▶ Material provided
..........
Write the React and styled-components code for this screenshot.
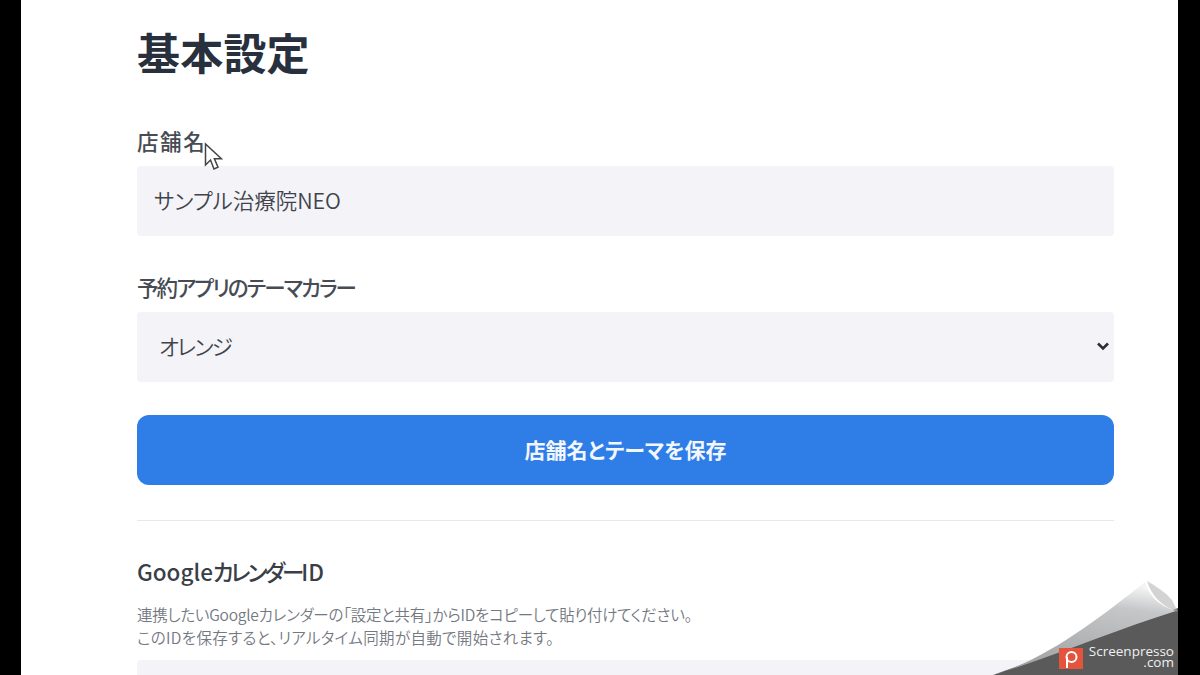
import React from 'react';
import styled, { createGlobalStyle } from 'styled-components';

const Global = createGlobalStyle`
  html, body { margin: 0; padding: 0; width: 1200px; height: 675px; overflow: hidden; background: #000; }
  body { font-family: "Noto Sans CJK JP", "Noto Sans", sans-serif; font-feature-settings: "palt" 1; }
`;
const Frame = styled.div`
  position: relative; width: 1200px; height: 675px; background: #000; overflow: hidden;
  display: flex; padding: 0 22px 0 21px; box-sizing: border-box;
`;
const Page = styled.main`
  flex: 1; background: #fff; padding: 0 64px 0 116px; overflow: hidden; box-sizing: border-box;
  display: flex; flex-direction: column;
`;
const Title = styled.h1`
  margin: 23px 0 0; font-size: 43px; line-height: 56px; font-weight: 600; color: #27303c; height: 56px;
  letter-spacing: 0.2px;
`;
const Label = styled.label`
  display: block; font-size: 21.5px; font-weight: 500; color: #474c54;
  line-height: 30px; margin: ${p => p.$top}px 0 10px; letter-spacing: ${p => p.$ls || 0}px;
`;
const Field = styled.div`
  height: 70px; background: #f4f3f8; border-radius: 4px; display: flex; align-items: center;
  justify-content: space-between; padding: ${p => p.$pad || '0 17px 3px'}; font-size: 21.5px; font-weight: 350; color: #3f444c;
  box-sizing: border-box; flex-shrink: 0; margin-top: ${p => p.$top || 0}px;
`;
const Tight = styled.span`letter-spacing: ${p => p.$ls}px;`;
const Chevron = styled.svg`width: 16px; height: 16px; color: #2b2f36;`;
const SaveButton = styled.button`
  margin-top: 33px; height: 70px; flex-shrink: 0; border: 0; border-radius: 12px; background: #2f7ee8; color: #f2f7fe;
  padding: 0 0 3px; font: 700 21px "Noto Sans CJK JP", sans-serif; font-feature-settings: "palt" 1;
`;
const Divider = styled.hr`
  margin: 35px 0 0; border: 0; border-top: 1px solid #e8e8ea; width: 100%;
`;
const SubTitle = styled.h2`
  margin: 33px 0 0; font-size: 22.5px; line-height: 34px; font-weight: 500; color: #3a3f47; height: 34px;
`;
const Help = styled.p`
  margin: 15px 0 0; font-size: 15.5px; line-height: 23px; font-weight: 350; color: #74787f; height: 46px;
`;
const Cursor = styled.svg`position: absolute; left: 204px; top: 142px; width: 19px; height: 30px;`;
const Curl = styled.svg`position: absolute; left: 990px; top: 578px; width: 190px; height: 97px;`;
const BrandIcon = styled.svg`position: absolute; left: 1059px; top: 648px; width: 24px; height: 21px;`;
const BrandText = styled.div`
  position: absolute; right: 26px; top: 646px; color: #f0f0f0; font: 500 13.500px/11px "Open Sans", sans-serif; text-align: right;
`;

export default function App() {
  return (
    <Frame>
      <Global />
      <Page>
        <Title>基本設定</Title>
        <Label $top={47} $ls={1.6}>店舗名</Label>
        <Field>サンプル治療院NEO</Field>
        <Label $top={36} $ls={-1.9}>予約アプリのテーマカラー</Label>
        <Field $pad="0 3px 3px 22px"><Tight $ls={-1.700}>オレンジ</Tight>
          <Chevron viewBox="0 0 16 16" fill="none" stroke="currentColor" strokeWidth="2.6"><path d="M3 5.500l5 5 5-5" /></Chevron>
        </Field>
        <SaveButton>店舗名とテーマを保存</SaveButton>
        <Divider />
        <SubTitle>Google<Tight $ls={-3}>カレンダー</Tight>ID</SubTitle>
        <Help>
          <Tight $ls={-0.250}>連携したいGoogleカレンダーの「設定と共有」からIDをコピーして貼り付けてください。</Tight><br />
          <Tight $ls={0.350}>このIDを保存すると、リアルタイム同期が自動で開始されます。</Tight>
        </Help>
        <Field $top={11} />
      </Page>
      <Cursor viewBox="0 0 19 30"><path d="M1.500 2v21l5-5 3.500 9 4-1.800-3.600-8.400h7z" fill="#fff" stroke="#444" strokeWidth="1.500" /></Cursor>
      <Curl viewBox="0 0 190 97">
        <defs><linearGradient id="c" x1="0.55" y1="1" x2="0.8" y2="0.05"><stop offset="0" stopColor="#a0a2a4" /><stop offset="0.75" stopColor="#c6c7c9" /><stop offset="1" stopColor="#f4f4f4" /></linearGradient></defs>
        <path d="M3 97 L188 30 V97 Z" fill="#5a5a5a" />
        <path d="M157 3 C161 17 172 29 188 34 L182 22 C175 14 166 8 157 3Z" fill="#b5b5b5" opacity="0.6" />
        <path d="M3 97 C55 82 110 40 155 4 C158 16 168 28 186 33 C125 52 65 78 3 97Z" fill="url(#c)" />
      </Curl>
      <BrandIcon viewBox="0 0 24 21">
        <rect width="24" height="21" fill="#e4533c" />
        <circle cx="12.500" cy="9" r="5" fill="none" stroke="#fff" strokeWidth="2" />
        <path d="M8 9v11" stroke="#fff" strokeWidth="2" />
      </BrandIcon>
      <BrandText>Screenpresso<br />.com</BrandText>
    </Frame>
  );
}
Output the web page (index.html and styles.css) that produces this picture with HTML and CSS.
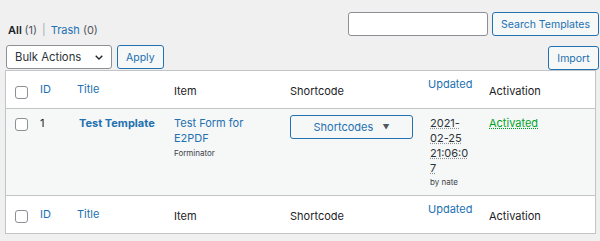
FILE: index.html
```html
<!DOCTYPE html>
<html lang="en">
  <head>
    <meta charset="UTF-8" />
    <meta name="viewport" content="width=device-width, initial-scale=1.0" />
    <title>Templates</title>
    <link rel="stylesheet" href="styles.css">
  </head>
  <body>
    <div class="wrap">
      <div class="top__row">
        <ul class="subsubsub">
          <li class="current">All <span class="count">(1)</span></li>
          <li class="sep">|</li>
          <li><a href="#">Trash</a> <span class="count">(0)</span></li>
        </ul>
        <div class="search__box">
          <input type="search" class="search__input" />
          <button class="btn">Search Templates</button>
        </div>
      </div>

      <div class="tablenav">
        <div class="tablenav__left">
          <div class="select">
            <span>Bulk Actions</span>
            <svg width="8" height="5" viewBox="0 0 8 5"><path d="M0.7 0.7 L4 4 L7.3 0.7" fill="none" stroke="#1d2327" stroke-width="1.3"/></svg>
          </div>
          <button class="btn">Apply</button>
        </div>
        <button class="btn btn--import">Import</button>
      </div>

      <table class="list__table">
        <colgroup>
          <col class="col--cb" />
          <col class="col--id" />
          <col class="col--title" />
          <col class="col--item" />
          <col class="col--short" />
          <col class="col--updated" />
          <col class="col--act" />
        </colgroup>
        <thead>
          <tr>
            <th class="cb"><span class="checkbox"></span></th>
            <th class="sortable"><a href="#">ID</a></th>
            <th class="sortable"><a href="#">Title</a></th>
            <th>Item</th>
            <th>Shortcode</th>
            <th class="updated"><a href="#">Updated</a></th>
            <th>Activation</th>
          </tr>
        </thead>
        <tbody>
          <tr>
            <td class="cb"><span class="checkbox"></span></td>
            <td>1</td>
            <td class="title"><a href="#">Test Template</a></td>
            <td class="item">
              <a href="#">Test Form for E2PDF</a>
              <div class="small">Forminator</div>
            </td>
            <td class="short">
              <button class="btn btn--short">Shortcodes <span class="caret">&#9660;</span></button>
            </td>
            <td class="date">
              <abbr title="2021-02-25 21:06:07">2021-<br>02-25<br>21:06:0<br>7</abbr>
              <div class="small">by nate</div>
            </td>
            <td><span class="activated">Activated</span></td>
          </tr>
        </tbody>
        <tfoot>
          <tr>
            <th class="cb"><span class="checkbox"></span></th>
            <th class="sortable"><a href="#">ID</a></th>
            <th class="sortable"><a href="#">Title</a></th>
            <th>Item</th>
            <th>Shortcode</th>
            <th class="updated"><a href="#">Updated</a></th>
            <th>Activation</th>
          </tr>
        </tfoot>
      </table>
    </div>
  </body>
</html>
```

FILE: styles.css
```css
body {
  margin: 0;
  background-color: #f0f0f1;
  font-family: Inter, "Noto Sans", sans-serif;
  font-size: 11px;
  color: #1d2327;
}

a {
  color: #2271b1;
  text-decoration: none;
}

.wrap {
  padding: 12px 1px 0 5px;
}

.top__row {
  display: flex;
  justify-content: space-between;
  align-items: flex-start;
}

.subsubsub {
  list-style: none;
  margin: 0;
  padding: 11px 0 0 3px;
  display: flex;
  line-height: 15px;
}

.subsubsub .current {
  font-weight: 600;
}

.subsubsub .count {
  font-weight: 400;
  color: #50575e;
}

.subsubsub .sep {
  color: #a7aaad;
  padding: 0 5px;
}

.search__box {
  display: flex;
  gap: 4px;
}

.search__input {
  box-sizing: border-box;
  width: 140px;
  height: 24px;
  border: 1px solid #8c8f94;
  border-radius: 3px;
  background: #fff;
  margin: 0;
}

.btn {
  box-sizing: border-box;
  height: 24px;
  padding: 0 8px;
  font-family: inherit;
  font-size: 10.5px;
  background-color: #f6f7f7;
  color: #2271b1;
  border: 1px solid #2271b1;
  border-radius: 3px;
  cursor: pointer;
  margin: 0;
}

.tablenav {
  display: flex;
  justify-content: space-between;
  align-items: flex-end;
  margin-top: 7px;
  height: 25px;
}

.tablenav__left {
  display: flex;
  gap: 5px;
  align-self: flex-start;
  margin-left: 1px;
}

.select {
  box-sizing: border-box;
  width: 106px;
  height: 24px;
  display: flex;
  align-items: center;
  justify-content: space-between;
  padding: 0 8px;
  border: 1px solid #8c8f94;
  border-radius: 3px;
  background: #fff;
  font-size: 11.3px;
  color: #2c3338;
}

.btn--import {
  width: 51px;
  padding: 0;
}

.list__table {
  width: 591px;
  table-layout: fixed;
  border-collapse: separate;
  border-spacing: 0;
  border: 1px solid #c3c4c7;
  background: #fff;
  box-shadow: 0 1px 1px rgba(0, 0, 0, 0.04);
}

.col--cb { width: 27px; }
.col--id { width: 37px; }
.col--title { width: 97px; }
.col--item { width: 116px; }
.col--short { width: 138px; }
.col--updated { width: 61px; }
.col--act { width: 113px; }

.list__table th {
  padding: 13px 7px 9px;
  text-align: left;
  font-weight: 400;
  vertical-align: top;
  line-height: 15px;
}

.list__table thead th {
  border-bottom: 1px solid #c3c4c7;
}

.list__table tfoot th {
  border-top: 1px solid #c3c4c7;
}

.list__table th.sortable {
  padding-top: 11px;
  padding-bottom: 11px;
}

.list__table th.updated {
  padding-top: 6px;
  padding-bottom: 16px;
}

.list__table th.cb {
  padding: 15px 0 9px 9px;
}

.list__table tfoot th.cb {
  padding-top: 14px;
  padding-bottom: 10px;
}

.list__table tbody tr {
  background-color: #f6f7f7;
}

.list__table td {
  vertical-align: top;
  padding: 7px;
  line-height: 15px;
}

.list__table td.cb {
  padding: 9px 0 0 9px;
}

.checkbox {
  display: block;
  box-sizing: border-box;
  width: 13px;
  height: 13px;
  border: 1px solid #8c8f94;
  border-radius: 3px;
  background: #fff;
}

td.title {
  font-weight: 700;
}

td.title a {
  display: block;
  padding-left: 2px;
}

.small {
  font-size: 8px;
  line-height: 13px;
  color: #3c434a;
}

td.item .small {
  margin-top: 1px;
}

.list__table td.short {
  padding-top: 6px;
}

.btn--short {
  width: 123px;
  font-size: 11px;
}

.caret {
  color: #50575e;
  font-size: 7px;
  margin-left: 6px;
  vertical-align: 1px;
}

.list__table td.date {
  padding-left: 9px;
  padding-right: 0;
  padding-bottom: 6px;
  height: 71px;
}

abbr {
  color: #2c3338;
  text-decoration: underline dotted #8c8f94;
}

.activated {
  color: #00a32a;
  text-decoration: underline dotted #00a32a;
}
```
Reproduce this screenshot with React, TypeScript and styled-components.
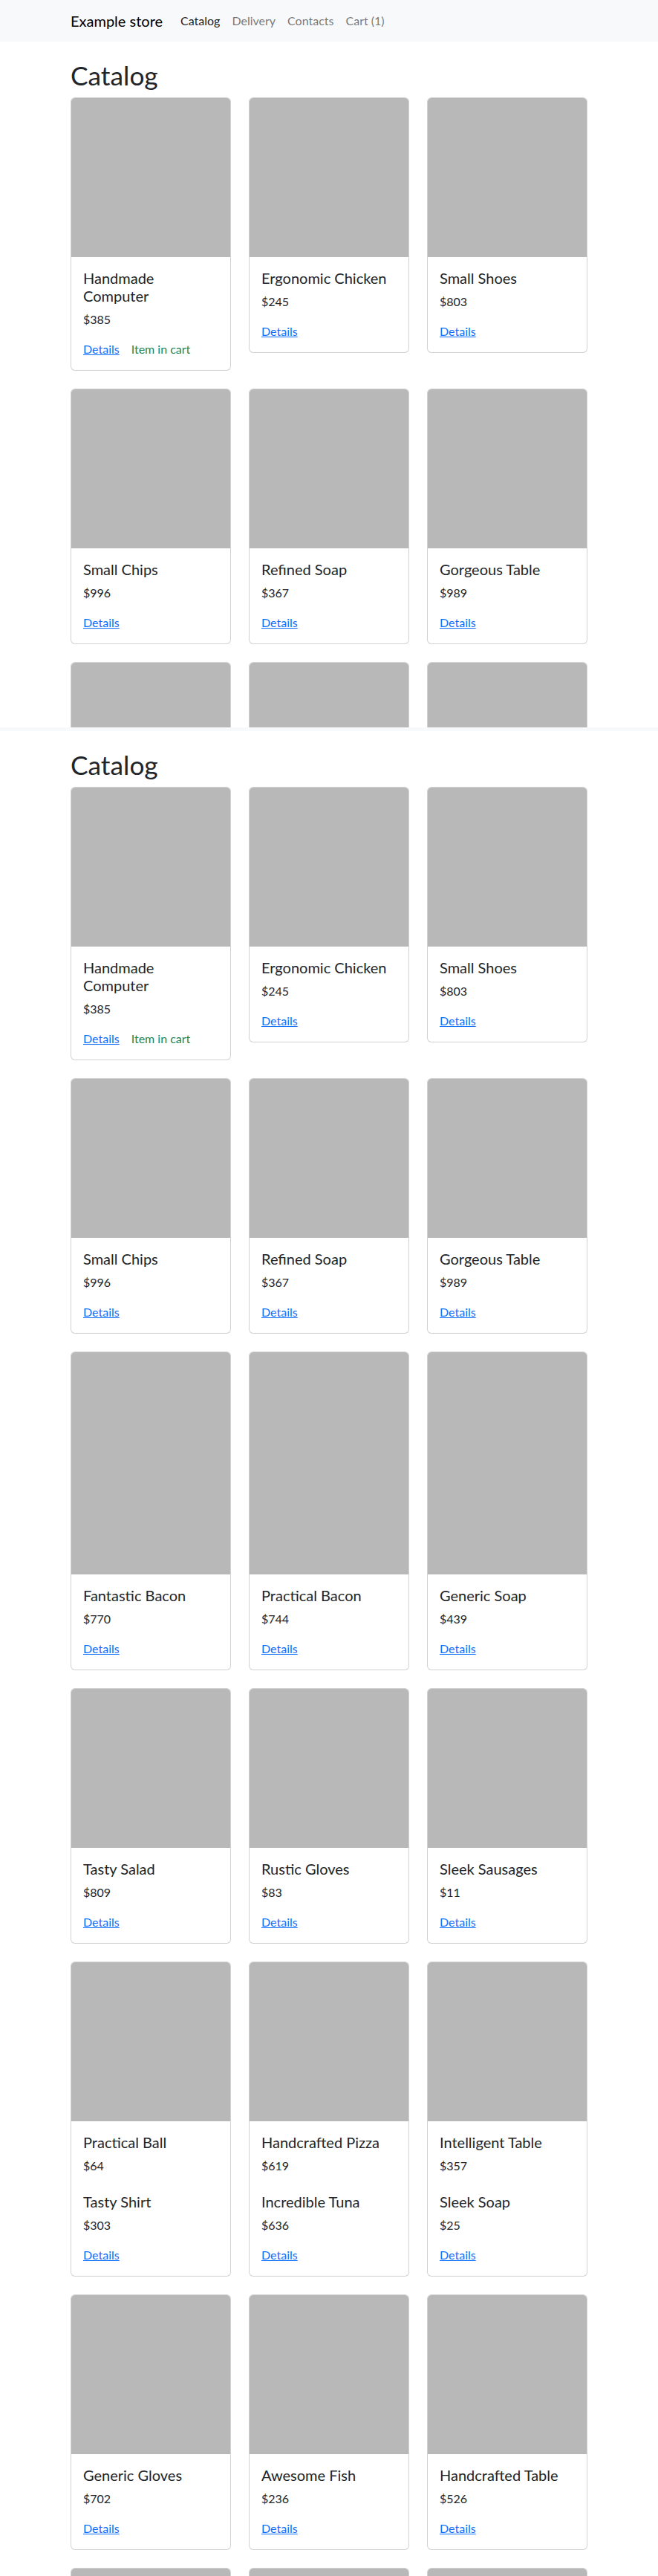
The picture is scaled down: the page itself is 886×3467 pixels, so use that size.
import React from "react";
import styled, { createGlobalStyle } from "styled-components";

const GlobalStyle = createGlobalStyle`
  html, body {
    margin: 0;
    padding: 0;
    overflow: hidden;
    background: #fff;
  }
  body {
    font-family: Lato, "Open Sans", "Liberation Sans", sans-serif;
    font-size: 16px;
    line-height: 1.5;
    color: #212529;
  }
  * { box-sizing: border-box; }
`;

type Product = { name: string; price: number };
type Item = { products: Product[]; ratio?: number; inCart?: boolean };

const items: Item[] = [
  { products: [{ name: "Handmade Computer", price: 385 }], inCart: true },
  { products: [{ name: "Ergonomic Chicken", price: 245 }] },
  { products: [{ name: "Small Shoes", price: 803 }] },
  { products: [{ name: "Small Chips", price: 996 }] },
  { products: [{ name: "Refined Soap", price: 367 }] },
  { products: [{ name: "Gorgeous Table", price: 989 }] },
  { products: [{ name: "Fantastic Bacon", price: 770 }], ratio: 1.397 },
  { products: [{ name: "Practical Bacon", price: 744 }], ratio: 1.397 },
  { products: [{ name: "Generic Soap", price: 439 }], ratio: 1.397 },
  { products: [{ name: "Tasty Salad", price: 809 }] },
  { products: [{ name: "Rustic Gloves", price: 83 }] },
  { products: [{ name: "Sleek Sausages", price: 11 }] },
  {
    products: [
      { name: "Practical Ball", price: 64 },
      { name: "Tasty Shirt", price: 303 },
    ],
  },
  {
    products: [
      { name: "Handcrafted Pizza", price: 619 },
      { name: "Incredible Tuna", price: 636 },
    ],
  },
  {
    products: [
      { name: "Intelligent Table", price: 357 },
      { name: "Sleek Soap", price: 25 },
    ],
  },
  { products: [{ name: "Generic Gloves", price: 702 }] },
  { products: [{ name: "Awesome Fish", price: 236 }] },
  { products: [{ name: "Handcrafted Table", price: 526 }] },
  { products: [{ name: "Rustic Chair", price: 412 }] },
  { products: [{ name: "Licensed Keyboard", price: 158 }] },
  { products: [{ name: "Unbranded Hat", price: 97 }] },
];

const Page = styled.div`
  height: 3467px;
  overflow: hidden;
`;

const Viewport = styled.div`
  height: 979px;
  overflow: hidden;
`;

const Strip = styled.div`
  height: 5px;
  background: #f8f9fa;
`;

const Navbar = styled.nav`
  background: #f8f9fa;
  padding: 8px 0;
`;

const Container = styled.div`
  width: 720px;
  margin: 0 auto;
  padding: 0 12px;
`;

const NavInner = styled(Container)`
  display: flex;
  align-items: center;
`;

const Brand = styled.a`
  font-size: 20px;
  line-height: 30px;
  padding: 5px 0;
  margin-right: 16px;
  color: #000;
  text-decoration: none;
`;

const NavList = styled.div`
  display: flex;
`;

const NavLink = styled.a<{ $active?: boolean }>`
  padding: 8px;
  font-size: 16px;
  line-height: 24px;
  text-decoration: none;
  color: ${(p) => (p.$active ? "rgba(0,0,0,0.9)" : "rgba(0,0,0,0.55)")};
`;

const Main = styled(Container)`
  padding-top: 25px;
`;

const Title = styled.h1`
  margin: 0 0 8px;
  font-size: 35.29px;
  line-height: 1.2;
  font-weight: 400;
`;

const Grid = styled.div`
  display: grid;
  grid-template-columns: repeat(3, 1fr);
  gap: 24px;
  align-items: start;
`;

const Card = styled.div`
  border: 1px solid rgba(0, 0, 0, 0.175);
  border-radius: 6px;
  background: #fff;
  overflow: hidden;
`;

const CardImage = styled.div<{ $ratio: number }>`
  width: 100%;
  aspect-ratio: 1 / ${(p) => p.$ratio};
  background: #b8b8b8;
`;

const CardBody = styled.div`
  padding: 16px;
`;

const ProductBlock = styled.div`
  & + & {
    padding-top: 8px;
  }
`;

const ProductName = styled.h5`
  margin: 0 0 8px;
  font-size: 20px;
  line-height: 24px;
  font-weight: 400;
  color: #212529;
`;

const Price = styled.p`
  margin: 0 0 16px;
  font-size: 16px;
  line-height: 24px;
`;

const Actions = styled.div`
  display: flex;
  align-items: center;
  gap: 16px;
  line-height: 24px;
`;

const DetailsLink = styled.a`
  color: #0d6efd;
  text-decoration: underline;
`;

const InCart = styled.span`
  color: #198754;
`;

function ProductCard({ item }: { item: Item }) {
  return (
    <Card>
      <CardImage $ratio={item.ratio ?? 1} />
      <CardBody>
        {item.products.map((p) => (
          <ProductBlock key={p.name}>
            <ProductName>{p.name}</ProductName>
            <Price>${p.price}</Price>
          </ProductBlock>
        ))}
        <Actions>
          <DetailsLink href="#">Details</DetailsLink>
          {item.inCart && <InCart>Item in cart</InCart>}
        </Actions>
      </CardBody>
    </Card>
  );
}

function Catalog() {
  return (
    <Main>
      <Title>Catalog</Title>
      <Grid>
        {items.map((item, i) => (
          <ProductCard key={i} item={item} />
        ))}
      </Grid>
    </Main>
  );
}

export default function App() {
  return (
    <Page>
      <GlobalStyle />
      <Viewport>
        <Navbar>
          <NavInner>
            <Brand href="#">Example store</Brand>
            <NavList>
              <NavLink $active href="#">Catalog</NavLink>
              <NavLink href="#">Delivery</NavLink>
              <NavLink href="#">Contacts</NavLink>
              <NavLink href="#">Cart (1)</NavLink>
            </NavList>
          </NavInner>
        </Navbar>
        <Catalog />
      </Viewport>
      <Strip />
      <Catalog />
    </Page>
  );
}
..........
▶ Task directions
Start at the line with "The picture is" and stop after the line with "Product[]; ratio?: number;". Repeat exactly the lines in that range.

▶ Solution to the problem
The picture is scaled down: the page itself is 886×3467 pixels, so use that size.
import React from "react";
import styled, { createGlobalStyle } from "styled-components";

const GlobalStyle = createGlobalStyle`
  html, body {
    margin: 0;
    padding: 0;
    overflow: hidden;
    background: #fff;
  }
  body {
    font-family: Lato, "Open Sans", "Liberation Sans", sans-serif;
    font-size: 16px;
    line-height: 1.5;
    color: #212529;
  }
  * { box-sizing: border-box; }
`;

type Product = { name: string; price: number };
type Item = { products: Product[]; ratio?: number; inCart?: boolean };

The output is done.